Of the lines listed below, return exactly those that run from the line containing "Write a component" through the line containing "const Sep = ()", both included.

MATERIAL PROVIDED:
━━━━━━━━

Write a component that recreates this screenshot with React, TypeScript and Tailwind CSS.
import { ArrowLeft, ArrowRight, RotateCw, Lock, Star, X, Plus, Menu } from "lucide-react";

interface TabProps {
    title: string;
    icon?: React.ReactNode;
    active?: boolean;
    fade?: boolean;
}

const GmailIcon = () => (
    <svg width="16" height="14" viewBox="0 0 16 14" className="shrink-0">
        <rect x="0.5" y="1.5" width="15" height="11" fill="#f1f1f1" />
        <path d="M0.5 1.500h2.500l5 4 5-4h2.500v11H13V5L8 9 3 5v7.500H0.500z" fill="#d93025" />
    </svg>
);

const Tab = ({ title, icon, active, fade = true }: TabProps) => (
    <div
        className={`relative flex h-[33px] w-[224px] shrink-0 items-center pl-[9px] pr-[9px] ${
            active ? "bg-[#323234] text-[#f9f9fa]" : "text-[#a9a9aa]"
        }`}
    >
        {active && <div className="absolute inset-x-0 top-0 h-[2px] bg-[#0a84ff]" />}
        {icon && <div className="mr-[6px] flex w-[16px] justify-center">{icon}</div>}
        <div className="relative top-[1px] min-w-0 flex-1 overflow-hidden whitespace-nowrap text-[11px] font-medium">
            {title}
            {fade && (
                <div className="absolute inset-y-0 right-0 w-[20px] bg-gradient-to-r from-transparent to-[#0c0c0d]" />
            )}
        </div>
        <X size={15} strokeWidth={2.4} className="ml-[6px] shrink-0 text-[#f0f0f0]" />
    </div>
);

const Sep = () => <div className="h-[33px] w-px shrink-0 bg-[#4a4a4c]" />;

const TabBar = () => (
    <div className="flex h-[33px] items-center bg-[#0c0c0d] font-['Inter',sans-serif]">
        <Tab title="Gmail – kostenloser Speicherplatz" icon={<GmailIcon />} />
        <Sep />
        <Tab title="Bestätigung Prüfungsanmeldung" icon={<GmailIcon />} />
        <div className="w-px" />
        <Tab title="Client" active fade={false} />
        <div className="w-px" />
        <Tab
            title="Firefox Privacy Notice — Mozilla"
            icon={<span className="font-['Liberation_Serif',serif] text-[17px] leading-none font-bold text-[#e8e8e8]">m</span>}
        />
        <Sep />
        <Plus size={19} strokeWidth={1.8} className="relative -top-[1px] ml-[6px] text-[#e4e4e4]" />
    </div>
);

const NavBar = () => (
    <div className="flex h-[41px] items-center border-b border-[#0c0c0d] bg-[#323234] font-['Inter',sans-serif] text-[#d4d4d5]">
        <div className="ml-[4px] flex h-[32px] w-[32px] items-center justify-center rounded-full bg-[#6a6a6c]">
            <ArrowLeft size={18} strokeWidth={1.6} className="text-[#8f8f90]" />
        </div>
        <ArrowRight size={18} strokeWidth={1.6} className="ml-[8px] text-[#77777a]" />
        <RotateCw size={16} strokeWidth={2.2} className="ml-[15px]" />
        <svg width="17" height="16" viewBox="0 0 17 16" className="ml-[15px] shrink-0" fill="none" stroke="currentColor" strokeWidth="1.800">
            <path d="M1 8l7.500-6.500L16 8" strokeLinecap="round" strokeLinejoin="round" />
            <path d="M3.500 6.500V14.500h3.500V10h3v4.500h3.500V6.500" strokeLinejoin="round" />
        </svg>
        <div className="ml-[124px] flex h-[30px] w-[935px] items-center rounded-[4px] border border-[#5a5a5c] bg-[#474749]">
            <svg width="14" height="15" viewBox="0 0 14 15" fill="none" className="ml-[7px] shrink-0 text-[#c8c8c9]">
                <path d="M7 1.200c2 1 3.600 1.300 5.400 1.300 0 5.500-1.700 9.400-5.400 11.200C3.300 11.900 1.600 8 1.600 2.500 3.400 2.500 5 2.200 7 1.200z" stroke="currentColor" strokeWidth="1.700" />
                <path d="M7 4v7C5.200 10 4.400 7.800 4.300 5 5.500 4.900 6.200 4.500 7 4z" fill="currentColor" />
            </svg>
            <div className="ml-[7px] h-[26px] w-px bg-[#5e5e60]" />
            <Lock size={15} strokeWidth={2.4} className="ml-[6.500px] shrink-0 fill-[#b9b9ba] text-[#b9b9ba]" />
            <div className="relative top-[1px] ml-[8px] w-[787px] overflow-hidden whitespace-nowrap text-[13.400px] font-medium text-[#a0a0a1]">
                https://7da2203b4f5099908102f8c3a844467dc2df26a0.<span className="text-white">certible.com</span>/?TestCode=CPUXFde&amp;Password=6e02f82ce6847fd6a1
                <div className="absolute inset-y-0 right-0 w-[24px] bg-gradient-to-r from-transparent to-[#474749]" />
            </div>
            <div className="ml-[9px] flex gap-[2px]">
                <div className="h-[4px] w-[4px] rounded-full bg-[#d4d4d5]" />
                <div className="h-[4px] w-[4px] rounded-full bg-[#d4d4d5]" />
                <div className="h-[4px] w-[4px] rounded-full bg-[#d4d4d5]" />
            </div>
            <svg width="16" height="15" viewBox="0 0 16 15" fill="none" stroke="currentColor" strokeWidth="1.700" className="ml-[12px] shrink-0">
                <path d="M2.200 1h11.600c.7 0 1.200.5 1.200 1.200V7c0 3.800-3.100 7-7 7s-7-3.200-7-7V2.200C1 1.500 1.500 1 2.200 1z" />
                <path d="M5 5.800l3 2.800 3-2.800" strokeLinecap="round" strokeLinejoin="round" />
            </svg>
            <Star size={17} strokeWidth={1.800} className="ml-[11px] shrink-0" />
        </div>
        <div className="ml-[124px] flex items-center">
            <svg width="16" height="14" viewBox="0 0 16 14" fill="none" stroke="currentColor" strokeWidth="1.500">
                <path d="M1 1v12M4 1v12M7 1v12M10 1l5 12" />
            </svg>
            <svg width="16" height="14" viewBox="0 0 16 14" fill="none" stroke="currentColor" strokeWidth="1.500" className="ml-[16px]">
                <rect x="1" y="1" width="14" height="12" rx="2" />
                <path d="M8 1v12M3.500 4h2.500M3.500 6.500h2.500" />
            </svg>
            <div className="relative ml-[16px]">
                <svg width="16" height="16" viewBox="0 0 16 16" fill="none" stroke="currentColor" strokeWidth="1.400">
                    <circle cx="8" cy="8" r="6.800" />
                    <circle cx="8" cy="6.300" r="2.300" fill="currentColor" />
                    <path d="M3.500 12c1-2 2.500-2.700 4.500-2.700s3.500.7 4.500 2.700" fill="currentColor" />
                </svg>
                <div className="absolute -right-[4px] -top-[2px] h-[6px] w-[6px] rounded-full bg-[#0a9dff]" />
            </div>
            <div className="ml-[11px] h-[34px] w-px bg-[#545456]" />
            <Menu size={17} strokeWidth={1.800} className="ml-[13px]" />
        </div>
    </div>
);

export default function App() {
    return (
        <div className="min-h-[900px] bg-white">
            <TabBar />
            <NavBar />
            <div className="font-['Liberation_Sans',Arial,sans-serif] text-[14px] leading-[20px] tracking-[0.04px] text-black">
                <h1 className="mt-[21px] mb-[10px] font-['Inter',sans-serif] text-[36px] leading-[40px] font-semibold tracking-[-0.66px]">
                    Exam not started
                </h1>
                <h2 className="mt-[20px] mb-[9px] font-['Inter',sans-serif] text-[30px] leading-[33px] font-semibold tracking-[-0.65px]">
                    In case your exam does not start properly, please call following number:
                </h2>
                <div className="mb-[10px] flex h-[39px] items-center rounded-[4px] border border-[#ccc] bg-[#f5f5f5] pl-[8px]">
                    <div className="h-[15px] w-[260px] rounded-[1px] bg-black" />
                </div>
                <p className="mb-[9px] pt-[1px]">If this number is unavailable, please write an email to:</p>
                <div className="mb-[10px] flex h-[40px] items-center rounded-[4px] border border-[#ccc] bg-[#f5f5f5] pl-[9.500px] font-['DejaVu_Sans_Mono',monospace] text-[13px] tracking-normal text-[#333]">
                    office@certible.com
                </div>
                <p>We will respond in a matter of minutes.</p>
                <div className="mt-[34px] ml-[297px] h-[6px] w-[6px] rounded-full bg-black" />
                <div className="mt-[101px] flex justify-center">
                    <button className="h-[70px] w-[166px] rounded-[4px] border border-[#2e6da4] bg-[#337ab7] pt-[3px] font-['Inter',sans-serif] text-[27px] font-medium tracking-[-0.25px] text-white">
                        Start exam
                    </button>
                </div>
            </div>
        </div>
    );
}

━━━━━━━━

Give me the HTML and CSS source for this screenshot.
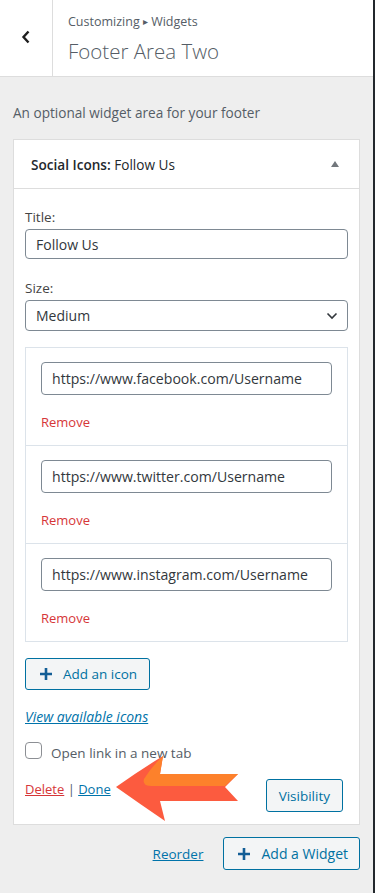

━━━━━━━━

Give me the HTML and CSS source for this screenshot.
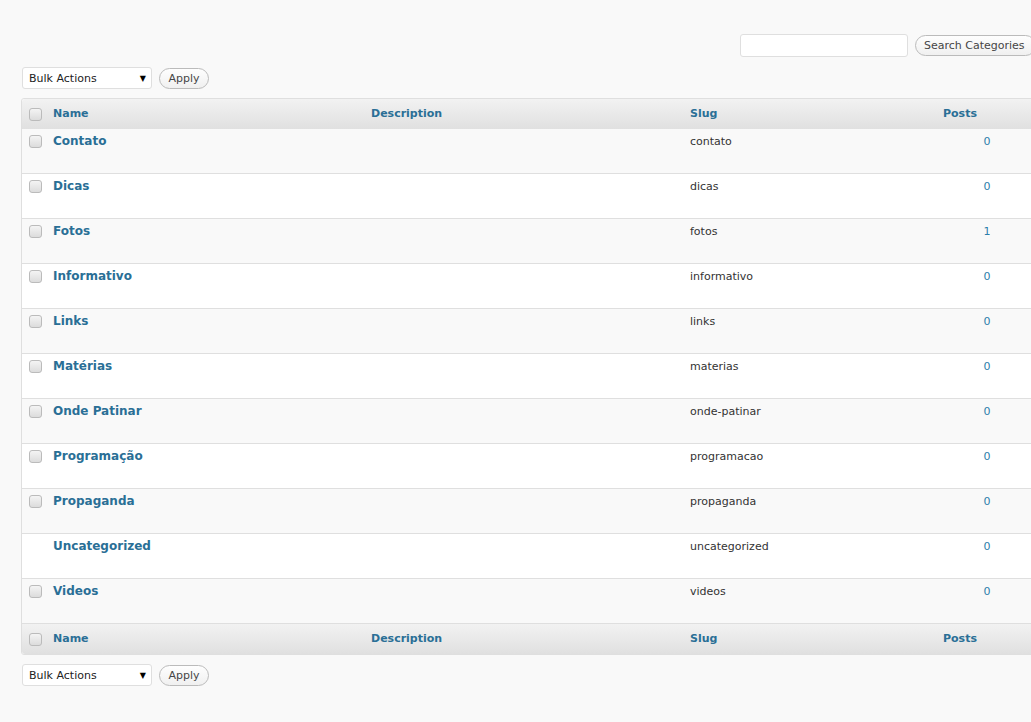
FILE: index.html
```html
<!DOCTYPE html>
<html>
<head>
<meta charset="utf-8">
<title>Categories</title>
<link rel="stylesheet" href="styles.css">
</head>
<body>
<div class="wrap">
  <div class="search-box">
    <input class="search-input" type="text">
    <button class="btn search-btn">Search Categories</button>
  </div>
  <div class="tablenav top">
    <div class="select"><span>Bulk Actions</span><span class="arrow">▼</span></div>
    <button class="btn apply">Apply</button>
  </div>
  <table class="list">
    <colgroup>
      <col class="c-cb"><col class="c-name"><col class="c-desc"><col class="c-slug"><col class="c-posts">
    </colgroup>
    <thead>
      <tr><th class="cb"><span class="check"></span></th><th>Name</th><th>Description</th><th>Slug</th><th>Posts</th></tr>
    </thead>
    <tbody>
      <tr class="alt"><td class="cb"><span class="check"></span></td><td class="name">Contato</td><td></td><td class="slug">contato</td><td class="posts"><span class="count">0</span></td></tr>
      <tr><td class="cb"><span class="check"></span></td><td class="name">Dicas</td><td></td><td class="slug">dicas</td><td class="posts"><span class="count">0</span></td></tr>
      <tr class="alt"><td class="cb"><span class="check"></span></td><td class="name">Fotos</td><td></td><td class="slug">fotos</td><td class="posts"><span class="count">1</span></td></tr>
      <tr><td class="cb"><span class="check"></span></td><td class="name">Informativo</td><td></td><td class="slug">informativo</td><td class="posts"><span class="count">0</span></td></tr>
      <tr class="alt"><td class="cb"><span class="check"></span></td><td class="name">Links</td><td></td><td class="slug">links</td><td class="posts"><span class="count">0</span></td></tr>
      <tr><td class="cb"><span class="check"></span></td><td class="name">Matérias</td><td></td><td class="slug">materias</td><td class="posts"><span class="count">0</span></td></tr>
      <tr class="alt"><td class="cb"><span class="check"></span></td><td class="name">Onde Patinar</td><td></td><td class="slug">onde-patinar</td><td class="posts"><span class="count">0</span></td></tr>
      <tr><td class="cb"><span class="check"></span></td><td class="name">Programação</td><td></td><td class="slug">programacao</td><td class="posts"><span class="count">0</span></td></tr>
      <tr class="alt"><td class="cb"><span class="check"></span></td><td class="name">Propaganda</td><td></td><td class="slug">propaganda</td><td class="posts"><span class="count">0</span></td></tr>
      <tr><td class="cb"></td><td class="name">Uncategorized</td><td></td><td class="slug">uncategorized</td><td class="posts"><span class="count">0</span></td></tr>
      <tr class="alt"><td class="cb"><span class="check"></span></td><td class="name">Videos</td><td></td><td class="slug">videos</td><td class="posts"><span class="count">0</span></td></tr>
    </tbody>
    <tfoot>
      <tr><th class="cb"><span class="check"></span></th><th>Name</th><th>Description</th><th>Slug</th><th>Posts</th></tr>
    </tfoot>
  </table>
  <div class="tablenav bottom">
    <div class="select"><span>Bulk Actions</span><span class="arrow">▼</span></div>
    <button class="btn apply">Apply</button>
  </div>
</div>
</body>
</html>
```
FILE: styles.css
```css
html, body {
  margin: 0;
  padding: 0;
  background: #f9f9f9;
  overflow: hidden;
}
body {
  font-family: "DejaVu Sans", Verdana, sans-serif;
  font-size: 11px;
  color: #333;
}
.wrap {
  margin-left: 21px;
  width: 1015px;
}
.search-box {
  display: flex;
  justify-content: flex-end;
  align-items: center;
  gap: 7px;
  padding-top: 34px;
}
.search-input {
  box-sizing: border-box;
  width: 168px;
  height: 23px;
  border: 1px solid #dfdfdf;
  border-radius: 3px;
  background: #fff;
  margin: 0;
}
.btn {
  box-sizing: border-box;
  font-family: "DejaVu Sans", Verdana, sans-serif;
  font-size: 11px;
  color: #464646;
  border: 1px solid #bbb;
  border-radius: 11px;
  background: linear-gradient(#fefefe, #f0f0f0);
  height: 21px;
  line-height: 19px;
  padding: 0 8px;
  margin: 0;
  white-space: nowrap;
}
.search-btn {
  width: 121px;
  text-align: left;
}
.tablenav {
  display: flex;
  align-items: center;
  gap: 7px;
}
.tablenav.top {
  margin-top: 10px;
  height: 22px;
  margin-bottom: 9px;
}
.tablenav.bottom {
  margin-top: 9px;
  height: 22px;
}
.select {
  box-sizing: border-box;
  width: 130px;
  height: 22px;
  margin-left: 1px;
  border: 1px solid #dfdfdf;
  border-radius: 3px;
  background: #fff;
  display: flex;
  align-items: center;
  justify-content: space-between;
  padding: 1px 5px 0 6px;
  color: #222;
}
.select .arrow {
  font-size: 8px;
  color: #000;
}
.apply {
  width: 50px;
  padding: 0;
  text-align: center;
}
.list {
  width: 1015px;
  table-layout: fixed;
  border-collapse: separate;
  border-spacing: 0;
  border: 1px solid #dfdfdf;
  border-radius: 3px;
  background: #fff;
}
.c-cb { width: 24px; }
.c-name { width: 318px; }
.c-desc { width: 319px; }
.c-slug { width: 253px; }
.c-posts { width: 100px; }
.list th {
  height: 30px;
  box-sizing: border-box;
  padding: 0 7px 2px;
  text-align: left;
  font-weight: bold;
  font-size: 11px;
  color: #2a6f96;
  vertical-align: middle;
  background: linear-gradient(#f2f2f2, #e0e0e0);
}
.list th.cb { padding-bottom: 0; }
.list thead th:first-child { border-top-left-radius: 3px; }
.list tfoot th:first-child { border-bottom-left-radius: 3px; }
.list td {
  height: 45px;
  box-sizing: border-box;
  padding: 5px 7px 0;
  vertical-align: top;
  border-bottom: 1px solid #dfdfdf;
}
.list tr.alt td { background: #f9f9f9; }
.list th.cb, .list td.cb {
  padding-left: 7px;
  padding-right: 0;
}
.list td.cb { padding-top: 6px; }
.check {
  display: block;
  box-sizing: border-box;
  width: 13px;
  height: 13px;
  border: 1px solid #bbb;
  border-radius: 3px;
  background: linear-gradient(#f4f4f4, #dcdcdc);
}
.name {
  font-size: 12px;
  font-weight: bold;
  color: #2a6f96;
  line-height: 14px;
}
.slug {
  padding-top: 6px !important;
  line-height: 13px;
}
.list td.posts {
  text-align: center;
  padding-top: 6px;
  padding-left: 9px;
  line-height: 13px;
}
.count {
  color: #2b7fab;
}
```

━━━━━━━━

RESPONSE TO THIS EXERCISE:
Write a component that recreates this screenshot with React, TypeScript and Tailwind CSS.
import { ArrowLeft, ArrowRight, RotateCw, Lock, Star, X, Plus, Menu } from "lucide-react";

interface TabProps {
    title: string;
    icon?: React.ReactNode;
    active?: boolean;
    fade?: boolean;
}

const GmailIcon = () => (
    <svg width="16" height="14" viewBox="0 0 16 14" className="shrink-0">
        <rect x="0.5" y="1.5" width="15" height="11" fill="#f1f1f1" />
        <path d="M0.5 1.500h2.500l5 4 5-4h2.500v11H13V5L8 9 3 5v7.500H0.500z" fill="#d93025" />
    </svg>
);

const Tab = ({ title, icon, active, fade = true }: TabProps) => (
    <div
        className={`relative flex h-[33px] w-[224px] shrink-0 items-center pl-[9px] pr-[9px] ${
            active ? "bg-[#323234] text-[#f9f9fa]" : "text-[#a9a9aa]"
        }`}
    >
        {active && <div className="absolute inset-x-0 top-0 h-[2px] bg-[#0a84ff]" />}
        {icon && <div className="mr-[6px] flex w-[16px] justify-center">{icon}</div>}
        <div className="relative top-[1px] min-w-0 flex-1 overflow-hidden whitespace-nowrap text-[11px] font-medium">
            {title}
            {fade && (
                <div className="absolute inset-y-0 right-0 w-[20px] bg-gradient-to-r from-transparent to-[#0c0c0d]" />
            )}
        </div>
        <X size={15} strokeWidth={2.4} className="ml-[6px] shrink-0 text-[#f0f0f0]" />
    </div>
);

const Sep = () => <div className="h-[33px] w-px shrink-0 bg-[#4a4a4c]" />;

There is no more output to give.